For the previous two plans, the party set basic goals with the publication of guidelines in the fall, after which the state technically took over: The State Council’s NDRC and the NPC would draft and publish the full plan outline in March, then the NDRC would begin delegating responsibility for implementation to other state organs.

But the latest plan outline, ostensibly a state document, appears to shift ultimate responsibility for overseeing and ensuring implementation of development policy to the party. That further centralizes power in the hand of Xi, whose fingerprints are visible elsewhere in the plan—and who had previously broken protocol in November when he unveiled the plan’s guidelines himself instead of China’s premier, Li Keqiang, as has always been done.

“The party center is in the business again here, and it is implicit in this that the State Council is not the ultimate organ that is in charge here,” Heilmann said. But he also warned that China’s economy was growing so complex and globally integrated that the 13th FYP might be the last, should target figures’ trajectories begin falling wide enough of their marks.

Even then the optics of such a breakdown could be spun into an economic triumph if party propagandists prove deft enough. “The trick that they could still pull is to say they [have been] successful in realizing the decisive role of markets and competition.
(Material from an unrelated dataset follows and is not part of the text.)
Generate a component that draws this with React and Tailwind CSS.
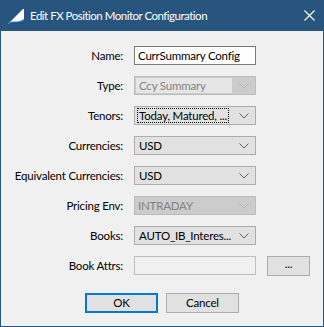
import { useState } from "react";

function Chevron({ disabled }) {
  return (
    <svg width="10" height="6" viewBox="0 0 10 6" className="shrink-0">
      <polyline
        points="0.5,0.5 5,5 9.5,0.5"
        fill="none"
        stroke={disabled ? "#b5b5b5" : "#606060"}
        strokeWidth="1"
      />
    </svg>
  );
}

function Combo({ value, disabled, focused, editable }) {
  if (disabled) {
    return (
      <div className="flex h-[19px] w-[122px] items-center border border-[#bcbcbc] bg-[#cccccc]">
        <div
          className={
            "flex h-full flex-1 items-center whitespace-nowrap pl-[3px] text-[#838383] " +
            (editable ? "border border-[#cccccc] bg-[#e6e6e6]" : "")
          }
        >
          {value}
        </div>
        <div className="flex w-[22px] items-center justify-center">
          <Chevron disabled />
        </div>
      </div>
    );
  }
  return (
    <div className="flex h-[19px] w-[122px] items-center border border-[#adadad] bg-[#e1e1e1]">
      <div className="flex h-full flex-1 items-center overflow-hidden whitespace-nowrap pl-[2px]">
        <span
          className={
            "px-px leading-[13px] " +
            (focused ? "border border-dotted border-black" : "border border-transparent")
          }
        >
          {value}
        </span>
      </div>
      <div className="flex w-[22px] shrink-0 items-center justify-center">
        <Chevron />
      </div>
    </div>
  );
}

function Row({ label, children }) {
  return (
    <div className="flex h-[19px] items-center">
      <div className="w-[123px] whitespace-nowrap pr-px text-right">{label}</div>
      <div className="ml-[10px] flex items-center">{children}</div>
    </div>
  );
}

export default function App() {
  const [name, setName] = useState("CurrSummary Config");

  return (
    <div
      className="flex h-[327px] w-[324px] flex-col border border-t-0 border-[#27557e] bg-[#f0f0f0] text-[11.5px] tracking-[-0.2px] text-black"
      style={{ fontFamily: 'Lato, "Noto Sans", sans-serif' }}
    >
      {/* title bar */}
      <div className="-mx-px flex h-[31px] items-center bg-[#27557e] pl-[8px] pr-[8px] text-white">
        <svg width="16" height="16" viewBox="0 0 16 16" className="shrink-0">
          <polygon points="0,16 15,1 16,1 16,16" fill="#ffffff" />
          <path d="M0,16 C4,11 8,16 16,11 L16,16 Z" fill="#2f7fc7" />
          <path d="M0,16 C5,13 9,16 16,13 L16,16 Z" fill="#1b4f86" />
        </svg>
        <span className="ml-[6px] text-[11.5px] tracking-[-0.5px]">
          Edit FX Position Monitor Configuration
        </span>
        <div className="ml-auto flex h-[14px] w-[14px] items-center justify-center">
          <svg width="11" height="11" viewBox="0 0 11 11">
            <path d="M0.5,0.5 L10.5,10.5 M10.5,0.5 L0.5,10.5" stroke="#fff" strokeWidth="1.1" />
          </svg>
        </div>
      </div>

      <div className="flex flex-col gap-[11px] pt-[15px]">
        <Row label="Name:">
          <input
            value={name}
            onChange={(e) => setName(e.target.value)}
            className="h-[19px] w-[122px] border border-[#7a7a7a] bg-white pl-[3px] outline-none"
          />
        </Row>
        <Row label="Type:">
          <Combo value="Ccy Summary" disabled editable />
        </Row>
        <Row label="Tenors:">
          <Combo value="Today, Matured, ..." focused />
        </Row>
        <Row label="Currencies:">
          <Combo value="USD" />
        </Row>
        <Row label="Equivalent Currencies:">
          <Combo value="USD" />
        </Row>
        <Row label="Pricing Env:">
          <Combo value="INTRADAY" disabled />
        </Row>
        <Row label="Books:">
          <Combo value="AUTO_IB_Interes..." />
        </Row>
        <Row label="Book Attrs:">
          <div className="h-[19px] w-[122px] border border-[#bfbfbf] bg-[#f0f0f0]" />
          <button className="ml-[11px] flex h-[20px] w-[43px] items-center justify-center border border-[#adadad] bg-[#e1e1e1] pb-[3px]">
            ...
          </button>
        </Row>
      </div>

      <div className="mt-[18px] flex justify-center gap-[8px]">
        <button className="flex h-[20px] w-[73px] items-center justify-center border-2 border-[#0078d7] bg-[#e1e1e1]">
          OK
        </button>
        <button className="flex h-[20px] w-[73px] items-center justify-center border border-[#adadad] bg-[#e1e1e1]">
          Cancel
        </button>
      </div>
    </div>
  );
}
Then the five-year plans are not necessary anymore,” Heilmann said.

For now, at least, the planning system is quite intact, and gearing up for the issuance of more detailed implementation plans from countless party-state organs; the contradictions at the heart of many policy goals remain serious, and with so much power now gathered in his hands, Xi is under pressure to deliver on his policy promises as well as those of his predecessors.

Whether his administration can deliver 6.5% GDP growth is far from certain, and whether he could own up to falling short of that goal even less so. As his diminished counterpart Li carefully explained to a Xinhua reporter at the close of the NPC: “If you’re asking me to agree to say China’s economy won’t meet the main economic [growth] target that has already been established, that’s not possible.”

Truer words have rarely been spoken.